╭─ DATA EXTRACT

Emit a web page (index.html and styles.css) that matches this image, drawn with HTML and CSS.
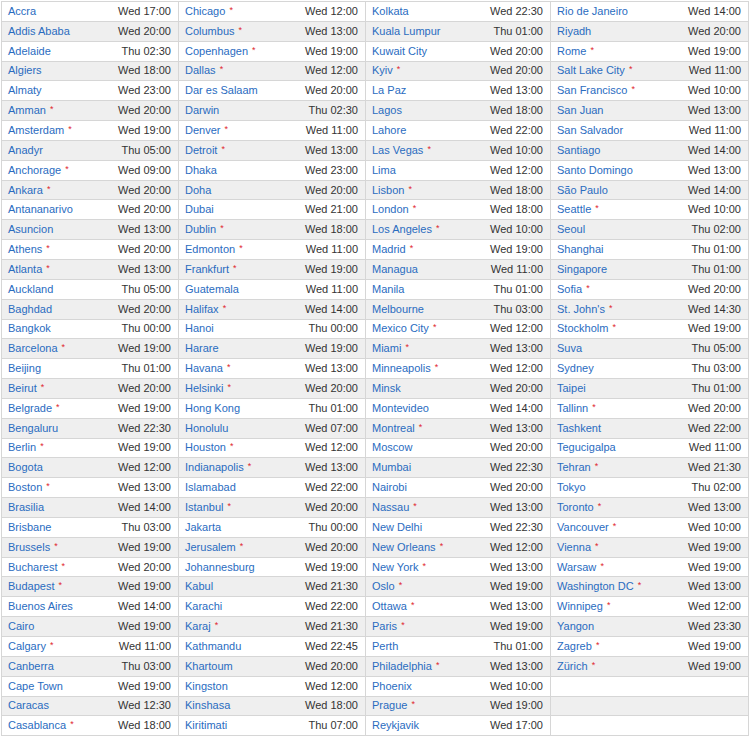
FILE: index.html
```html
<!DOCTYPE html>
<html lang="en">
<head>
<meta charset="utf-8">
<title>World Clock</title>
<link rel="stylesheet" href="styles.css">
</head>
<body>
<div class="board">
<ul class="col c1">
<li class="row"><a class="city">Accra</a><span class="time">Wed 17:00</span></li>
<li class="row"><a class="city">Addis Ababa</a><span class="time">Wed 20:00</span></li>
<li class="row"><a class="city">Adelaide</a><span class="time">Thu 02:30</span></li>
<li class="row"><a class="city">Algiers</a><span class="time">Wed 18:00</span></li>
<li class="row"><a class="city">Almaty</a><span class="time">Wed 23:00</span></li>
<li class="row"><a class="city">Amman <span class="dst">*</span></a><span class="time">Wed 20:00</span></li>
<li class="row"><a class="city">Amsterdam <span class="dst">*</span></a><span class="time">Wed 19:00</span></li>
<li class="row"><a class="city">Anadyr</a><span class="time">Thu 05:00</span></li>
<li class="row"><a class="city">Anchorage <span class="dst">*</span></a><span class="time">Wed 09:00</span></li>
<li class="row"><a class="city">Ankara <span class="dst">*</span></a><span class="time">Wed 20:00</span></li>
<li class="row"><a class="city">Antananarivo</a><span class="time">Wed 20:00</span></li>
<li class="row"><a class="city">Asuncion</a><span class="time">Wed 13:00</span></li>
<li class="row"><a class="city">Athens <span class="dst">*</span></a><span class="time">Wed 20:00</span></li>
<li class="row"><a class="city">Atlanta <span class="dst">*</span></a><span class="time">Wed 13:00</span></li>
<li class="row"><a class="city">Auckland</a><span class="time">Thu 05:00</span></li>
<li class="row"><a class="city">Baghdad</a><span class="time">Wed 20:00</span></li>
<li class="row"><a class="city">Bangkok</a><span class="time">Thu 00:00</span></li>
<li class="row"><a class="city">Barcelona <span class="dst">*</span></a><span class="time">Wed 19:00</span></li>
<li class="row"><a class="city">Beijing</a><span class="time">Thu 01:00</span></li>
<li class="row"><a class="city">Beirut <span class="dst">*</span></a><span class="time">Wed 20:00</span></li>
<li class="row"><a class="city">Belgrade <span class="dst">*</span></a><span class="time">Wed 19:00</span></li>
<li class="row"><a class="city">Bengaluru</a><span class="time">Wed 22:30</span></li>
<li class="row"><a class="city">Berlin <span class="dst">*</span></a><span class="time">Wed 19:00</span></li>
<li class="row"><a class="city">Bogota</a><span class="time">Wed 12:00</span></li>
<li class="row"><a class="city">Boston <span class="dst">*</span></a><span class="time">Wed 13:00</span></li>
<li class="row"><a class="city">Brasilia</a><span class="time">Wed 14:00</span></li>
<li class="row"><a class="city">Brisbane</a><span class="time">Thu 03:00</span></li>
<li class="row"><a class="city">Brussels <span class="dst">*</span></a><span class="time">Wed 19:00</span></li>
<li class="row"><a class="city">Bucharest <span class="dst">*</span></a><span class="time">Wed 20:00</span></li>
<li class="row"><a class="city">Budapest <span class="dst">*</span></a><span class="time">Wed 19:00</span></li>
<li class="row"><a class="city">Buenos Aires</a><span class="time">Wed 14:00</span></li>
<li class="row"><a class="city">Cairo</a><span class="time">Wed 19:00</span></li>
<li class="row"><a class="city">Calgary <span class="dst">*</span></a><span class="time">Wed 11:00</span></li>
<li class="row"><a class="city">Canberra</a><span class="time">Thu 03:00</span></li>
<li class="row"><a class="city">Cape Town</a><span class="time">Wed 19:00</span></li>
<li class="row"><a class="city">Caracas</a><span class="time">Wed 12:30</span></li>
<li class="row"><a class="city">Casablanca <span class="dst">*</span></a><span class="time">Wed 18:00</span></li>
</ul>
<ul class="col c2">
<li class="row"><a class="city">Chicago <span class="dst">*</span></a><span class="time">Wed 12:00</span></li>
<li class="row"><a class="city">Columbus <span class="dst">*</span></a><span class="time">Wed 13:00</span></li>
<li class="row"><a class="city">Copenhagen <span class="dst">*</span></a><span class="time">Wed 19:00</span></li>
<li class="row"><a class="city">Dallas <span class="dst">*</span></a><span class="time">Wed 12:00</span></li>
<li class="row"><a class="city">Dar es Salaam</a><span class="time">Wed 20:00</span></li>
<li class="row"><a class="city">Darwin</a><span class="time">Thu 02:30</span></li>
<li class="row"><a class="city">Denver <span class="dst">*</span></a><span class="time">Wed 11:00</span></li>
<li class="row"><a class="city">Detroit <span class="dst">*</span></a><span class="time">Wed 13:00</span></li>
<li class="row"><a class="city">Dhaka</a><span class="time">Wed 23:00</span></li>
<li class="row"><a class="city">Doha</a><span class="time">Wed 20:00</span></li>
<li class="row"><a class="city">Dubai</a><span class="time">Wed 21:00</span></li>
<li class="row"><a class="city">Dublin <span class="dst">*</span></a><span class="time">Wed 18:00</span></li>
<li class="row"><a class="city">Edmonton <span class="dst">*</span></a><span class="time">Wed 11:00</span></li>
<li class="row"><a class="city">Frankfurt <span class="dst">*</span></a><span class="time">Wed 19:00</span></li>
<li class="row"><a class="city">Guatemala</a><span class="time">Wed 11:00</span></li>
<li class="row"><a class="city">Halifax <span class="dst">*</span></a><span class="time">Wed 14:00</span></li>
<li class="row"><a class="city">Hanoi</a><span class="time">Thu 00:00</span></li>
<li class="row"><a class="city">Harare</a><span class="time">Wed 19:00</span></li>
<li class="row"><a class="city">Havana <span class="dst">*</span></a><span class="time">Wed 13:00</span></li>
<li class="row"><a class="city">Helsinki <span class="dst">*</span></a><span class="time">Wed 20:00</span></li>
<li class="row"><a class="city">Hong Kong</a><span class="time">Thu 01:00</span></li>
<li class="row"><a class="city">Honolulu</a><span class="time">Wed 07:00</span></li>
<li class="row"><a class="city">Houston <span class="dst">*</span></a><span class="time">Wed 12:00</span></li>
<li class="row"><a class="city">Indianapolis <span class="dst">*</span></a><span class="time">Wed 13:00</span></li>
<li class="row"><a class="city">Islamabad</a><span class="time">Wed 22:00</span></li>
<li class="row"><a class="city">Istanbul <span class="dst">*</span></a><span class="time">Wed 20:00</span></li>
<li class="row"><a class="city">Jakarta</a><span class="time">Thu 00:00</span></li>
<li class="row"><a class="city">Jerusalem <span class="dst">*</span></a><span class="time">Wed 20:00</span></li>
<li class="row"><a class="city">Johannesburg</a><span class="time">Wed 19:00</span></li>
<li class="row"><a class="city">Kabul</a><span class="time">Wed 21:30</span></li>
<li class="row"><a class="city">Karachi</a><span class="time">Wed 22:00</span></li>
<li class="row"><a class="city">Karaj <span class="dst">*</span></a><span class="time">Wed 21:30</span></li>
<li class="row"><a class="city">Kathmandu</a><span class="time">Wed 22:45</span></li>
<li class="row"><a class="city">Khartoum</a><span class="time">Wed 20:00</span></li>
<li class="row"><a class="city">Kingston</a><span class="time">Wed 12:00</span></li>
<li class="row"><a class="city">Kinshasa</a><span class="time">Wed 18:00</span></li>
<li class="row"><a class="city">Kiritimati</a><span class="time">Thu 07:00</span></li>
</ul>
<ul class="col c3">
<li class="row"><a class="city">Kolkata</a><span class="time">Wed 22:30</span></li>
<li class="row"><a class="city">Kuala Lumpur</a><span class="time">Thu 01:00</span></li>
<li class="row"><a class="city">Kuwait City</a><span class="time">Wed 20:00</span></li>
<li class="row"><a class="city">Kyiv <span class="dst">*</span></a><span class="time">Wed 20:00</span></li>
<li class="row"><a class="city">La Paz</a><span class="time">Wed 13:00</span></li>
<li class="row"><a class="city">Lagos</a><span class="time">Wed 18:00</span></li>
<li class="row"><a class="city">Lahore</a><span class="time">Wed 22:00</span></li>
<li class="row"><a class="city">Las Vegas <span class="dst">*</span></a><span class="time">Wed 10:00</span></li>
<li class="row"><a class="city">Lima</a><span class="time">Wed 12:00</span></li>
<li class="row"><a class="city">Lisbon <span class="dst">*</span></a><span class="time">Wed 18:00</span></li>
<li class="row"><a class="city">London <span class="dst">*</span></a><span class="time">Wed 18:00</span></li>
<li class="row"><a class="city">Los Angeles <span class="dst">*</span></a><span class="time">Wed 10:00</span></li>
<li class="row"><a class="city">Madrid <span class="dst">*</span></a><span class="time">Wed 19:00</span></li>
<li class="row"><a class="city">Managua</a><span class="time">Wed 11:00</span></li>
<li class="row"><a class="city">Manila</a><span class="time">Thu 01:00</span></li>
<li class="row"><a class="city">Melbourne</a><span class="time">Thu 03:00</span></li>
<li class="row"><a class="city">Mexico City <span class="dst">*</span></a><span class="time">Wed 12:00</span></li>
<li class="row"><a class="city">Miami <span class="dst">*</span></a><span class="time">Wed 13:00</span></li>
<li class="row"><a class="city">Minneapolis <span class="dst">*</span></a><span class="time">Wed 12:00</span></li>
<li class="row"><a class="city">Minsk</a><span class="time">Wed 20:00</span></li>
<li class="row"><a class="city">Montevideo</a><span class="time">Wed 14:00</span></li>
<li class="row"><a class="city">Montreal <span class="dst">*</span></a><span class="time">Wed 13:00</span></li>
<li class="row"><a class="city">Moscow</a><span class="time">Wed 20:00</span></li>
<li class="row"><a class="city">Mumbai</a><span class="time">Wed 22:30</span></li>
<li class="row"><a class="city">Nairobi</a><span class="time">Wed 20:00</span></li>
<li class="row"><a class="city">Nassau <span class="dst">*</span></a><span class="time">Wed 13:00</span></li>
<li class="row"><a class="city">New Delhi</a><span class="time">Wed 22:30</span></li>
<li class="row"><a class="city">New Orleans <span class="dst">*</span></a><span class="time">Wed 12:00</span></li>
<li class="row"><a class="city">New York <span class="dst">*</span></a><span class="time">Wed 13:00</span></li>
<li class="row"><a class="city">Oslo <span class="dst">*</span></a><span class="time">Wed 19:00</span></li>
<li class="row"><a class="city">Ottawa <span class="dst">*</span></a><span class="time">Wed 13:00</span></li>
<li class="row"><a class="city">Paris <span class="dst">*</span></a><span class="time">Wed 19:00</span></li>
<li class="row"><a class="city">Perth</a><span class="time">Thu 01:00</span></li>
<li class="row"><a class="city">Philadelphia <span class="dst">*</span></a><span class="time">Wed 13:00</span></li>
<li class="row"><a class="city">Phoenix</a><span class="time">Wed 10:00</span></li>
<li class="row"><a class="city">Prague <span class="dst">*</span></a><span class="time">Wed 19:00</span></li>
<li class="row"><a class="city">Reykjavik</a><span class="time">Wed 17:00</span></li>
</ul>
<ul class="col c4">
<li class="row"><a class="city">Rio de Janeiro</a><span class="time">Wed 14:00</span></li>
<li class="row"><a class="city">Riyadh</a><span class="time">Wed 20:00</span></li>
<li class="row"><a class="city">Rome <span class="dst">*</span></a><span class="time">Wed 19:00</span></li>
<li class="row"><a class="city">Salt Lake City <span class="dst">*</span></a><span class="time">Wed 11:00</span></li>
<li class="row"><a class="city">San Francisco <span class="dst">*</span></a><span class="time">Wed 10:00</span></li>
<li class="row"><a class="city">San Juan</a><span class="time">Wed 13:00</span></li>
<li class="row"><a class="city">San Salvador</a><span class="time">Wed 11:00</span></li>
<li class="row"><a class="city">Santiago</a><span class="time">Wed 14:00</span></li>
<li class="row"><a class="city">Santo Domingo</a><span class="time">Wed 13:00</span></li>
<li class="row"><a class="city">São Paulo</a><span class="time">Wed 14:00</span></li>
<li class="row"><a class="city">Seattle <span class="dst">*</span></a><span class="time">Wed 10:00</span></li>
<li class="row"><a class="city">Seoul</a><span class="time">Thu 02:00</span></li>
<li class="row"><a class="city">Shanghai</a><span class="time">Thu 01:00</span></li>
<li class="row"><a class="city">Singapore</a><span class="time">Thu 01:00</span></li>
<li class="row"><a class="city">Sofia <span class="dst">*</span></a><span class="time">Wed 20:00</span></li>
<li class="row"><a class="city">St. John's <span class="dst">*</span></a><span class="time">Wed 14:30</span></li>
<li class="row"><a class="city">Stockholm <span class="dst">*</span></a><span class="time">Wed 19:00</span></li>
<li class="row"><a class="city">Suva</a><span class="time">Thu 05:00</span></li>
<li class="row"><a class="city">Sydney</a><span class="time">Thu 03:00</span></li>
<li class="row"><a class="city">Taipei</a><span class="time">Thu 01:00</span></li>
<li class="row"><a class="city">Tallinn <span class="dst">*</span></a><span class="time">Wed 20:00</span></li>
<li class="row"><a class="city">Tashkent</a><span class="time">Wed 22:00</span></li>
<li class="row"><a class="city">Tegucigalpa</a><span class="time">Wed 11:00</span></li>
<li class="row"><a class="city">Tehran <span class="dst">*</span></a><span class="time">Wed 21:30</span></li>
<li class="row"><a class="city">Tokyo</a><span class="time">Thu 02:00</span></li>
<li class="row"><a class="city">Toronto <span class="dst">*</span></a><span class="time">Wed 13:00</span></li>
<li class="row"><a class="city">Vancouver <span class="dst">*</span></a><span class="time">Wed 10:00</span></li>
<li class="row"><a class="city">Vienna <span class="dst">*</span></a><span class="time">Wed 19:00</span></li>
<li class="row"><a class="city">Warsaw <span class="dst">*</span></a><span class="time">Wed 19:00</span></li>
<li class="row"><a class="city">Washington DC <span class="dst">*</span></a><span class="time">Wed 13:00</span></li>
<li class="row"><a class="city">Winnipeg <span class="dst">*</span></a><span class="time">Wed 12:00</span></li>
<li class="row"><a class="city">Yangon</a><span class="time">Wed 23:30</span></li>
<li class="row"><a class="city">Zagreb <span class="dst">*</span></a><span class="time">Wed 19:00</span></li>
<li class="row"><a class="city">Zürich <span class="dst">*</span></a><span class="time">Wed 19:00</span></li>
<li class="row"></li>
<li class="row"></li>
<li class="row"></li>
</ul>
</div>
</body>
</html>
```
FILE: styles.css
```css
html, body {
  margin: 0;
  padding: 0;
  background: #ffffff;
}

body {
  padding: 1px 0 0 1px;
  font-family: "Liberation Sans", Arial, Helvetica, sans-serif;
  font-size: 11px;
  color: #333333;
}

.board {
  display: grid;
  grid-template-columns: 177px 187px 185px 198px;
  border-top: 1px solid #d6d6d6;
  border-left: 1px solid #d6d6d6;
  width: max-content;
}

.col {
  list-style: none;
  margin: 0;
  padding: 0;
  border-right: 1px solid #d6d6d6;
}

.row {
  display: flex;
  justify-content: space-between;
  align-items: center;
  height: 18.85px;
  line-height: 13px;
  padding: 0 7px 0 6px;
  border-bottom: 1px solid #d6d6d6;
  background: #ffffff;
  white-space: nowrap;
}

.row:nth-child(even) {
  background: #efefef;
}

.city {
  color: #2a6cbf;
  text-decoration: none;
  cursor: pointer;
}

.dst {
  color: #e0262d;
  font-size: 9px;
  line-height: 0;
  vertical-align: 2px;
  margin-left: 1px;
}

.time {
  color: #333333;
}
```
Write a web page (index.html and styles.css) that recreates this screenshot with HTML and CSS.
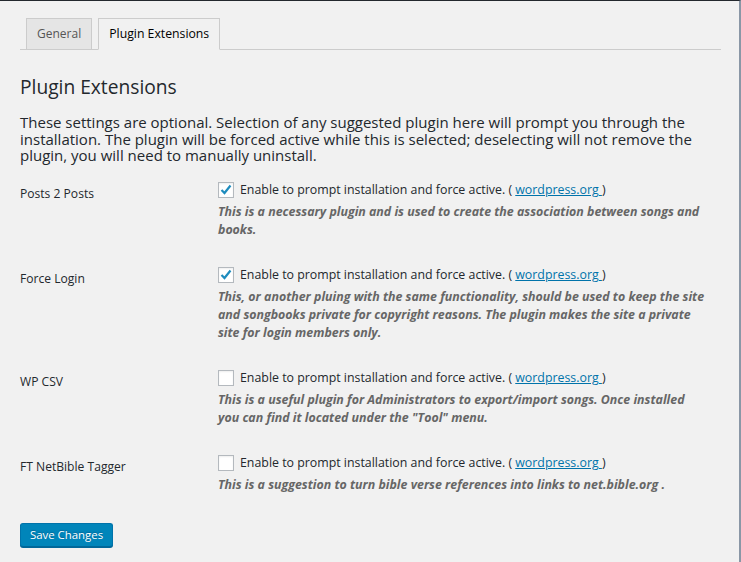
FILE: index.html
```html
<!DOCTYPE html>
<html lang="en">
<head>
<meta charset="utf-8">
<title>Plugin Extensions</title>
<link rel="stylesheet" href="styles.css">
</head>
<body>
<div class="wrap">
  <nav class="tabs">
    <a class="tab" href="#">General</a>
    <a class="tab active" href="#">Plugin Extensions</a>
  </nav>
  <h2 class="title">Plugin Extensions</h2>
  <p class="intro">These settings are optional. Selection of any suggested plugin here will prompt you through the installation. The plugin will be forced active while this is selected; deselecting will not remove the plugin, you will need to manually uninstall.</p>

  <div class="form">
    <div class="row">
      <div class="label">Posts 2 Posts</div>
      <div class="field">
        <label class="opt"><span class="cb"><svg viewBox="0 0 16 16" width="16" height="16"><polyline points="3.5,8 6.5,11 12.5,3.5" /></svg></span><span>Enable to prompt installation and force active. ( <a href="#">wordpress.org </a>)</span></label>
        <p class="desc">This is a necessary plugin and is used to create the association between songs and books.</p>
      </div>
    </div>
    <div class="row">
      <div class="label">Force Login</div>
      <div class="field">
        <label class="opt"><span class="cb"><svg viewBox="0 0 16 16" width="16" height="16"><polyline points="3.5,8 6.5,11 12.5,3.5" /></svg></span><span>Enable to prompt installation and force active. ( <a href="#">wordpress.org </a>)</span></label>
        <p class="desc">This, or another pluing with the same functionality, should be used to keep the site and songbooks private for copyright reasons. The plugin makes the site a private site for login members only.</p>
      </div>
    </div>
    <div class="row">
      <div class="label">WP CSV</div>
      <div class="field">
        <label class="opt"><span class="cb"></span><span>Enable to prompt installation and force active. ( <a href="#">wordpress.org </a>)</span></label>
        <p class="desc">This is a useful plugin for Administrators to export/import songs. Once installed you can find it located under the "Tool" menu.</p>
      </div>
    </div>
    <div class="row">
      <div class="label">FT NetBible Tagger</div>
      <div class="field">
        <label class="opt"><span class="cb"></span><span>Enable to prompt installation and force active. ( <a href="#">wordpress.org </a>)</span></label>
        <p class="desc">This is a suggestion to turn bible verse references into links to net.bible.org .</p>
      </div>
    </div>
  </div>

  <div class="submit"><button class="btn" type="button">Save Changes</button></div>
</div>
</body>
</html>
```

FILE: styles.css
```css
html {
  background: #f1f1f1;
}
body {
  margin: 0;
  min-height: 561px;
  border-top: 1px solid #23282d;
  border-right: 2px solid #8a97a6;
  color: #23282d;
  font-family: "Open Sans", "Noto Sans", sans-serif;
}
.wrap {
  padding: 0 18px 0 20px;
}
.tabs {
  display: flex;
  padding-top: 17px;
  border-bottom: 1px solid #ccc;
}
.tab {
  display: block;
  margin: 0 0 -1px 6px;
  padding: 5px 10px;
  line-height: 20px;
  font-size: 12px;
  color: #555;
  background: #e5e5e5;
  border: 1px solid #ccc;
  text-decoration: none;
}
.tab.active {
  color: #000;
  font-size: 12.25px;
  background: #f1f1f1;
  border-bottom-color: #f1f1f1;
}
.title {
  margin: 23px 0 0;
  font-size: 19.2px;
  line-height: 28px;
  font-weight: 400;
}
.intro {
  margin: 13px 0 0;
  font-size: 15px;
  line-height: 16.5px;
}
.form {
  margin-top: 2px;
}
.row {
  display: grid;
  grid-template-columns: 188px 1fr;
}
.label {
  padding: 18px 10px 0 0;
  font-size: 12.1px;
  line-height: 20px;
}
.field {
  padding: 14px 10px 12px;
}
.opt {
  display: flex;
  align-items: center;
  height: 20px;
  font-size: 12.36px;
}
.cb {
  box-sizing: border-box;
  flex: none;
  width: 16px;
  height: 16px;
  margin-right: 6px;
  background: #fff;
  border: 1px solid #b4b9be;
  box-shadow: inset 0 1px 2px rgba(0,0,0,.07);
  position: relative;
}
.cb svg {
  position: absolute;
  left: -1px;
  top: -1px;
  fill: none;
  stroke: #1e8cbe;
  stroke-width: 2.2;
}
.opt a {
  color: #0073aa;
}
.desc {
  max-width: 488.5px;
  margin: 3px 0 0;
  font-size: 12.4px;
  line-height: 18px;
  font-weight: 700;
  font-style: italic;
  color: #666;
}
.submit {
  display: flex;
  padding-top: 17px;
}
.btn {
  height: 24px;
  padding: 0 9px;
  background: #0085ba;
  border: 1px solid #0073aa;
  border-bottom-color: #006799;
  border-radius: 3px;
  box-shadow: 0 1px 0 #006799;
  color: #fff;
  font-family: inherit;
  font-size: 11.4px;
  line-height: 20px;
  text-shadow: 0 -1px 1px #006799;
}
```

╰─

* _AIM_
Scan the data for the word "that" and copy every line where it shows up.

* _CORRECT RESPONSE_
Emit a web page (index.html and styles.css) that matches this image, drawn with HTML and CSS.
Write a web page (index.html and styles.css) that recreates this screenshot with HTML and CSS.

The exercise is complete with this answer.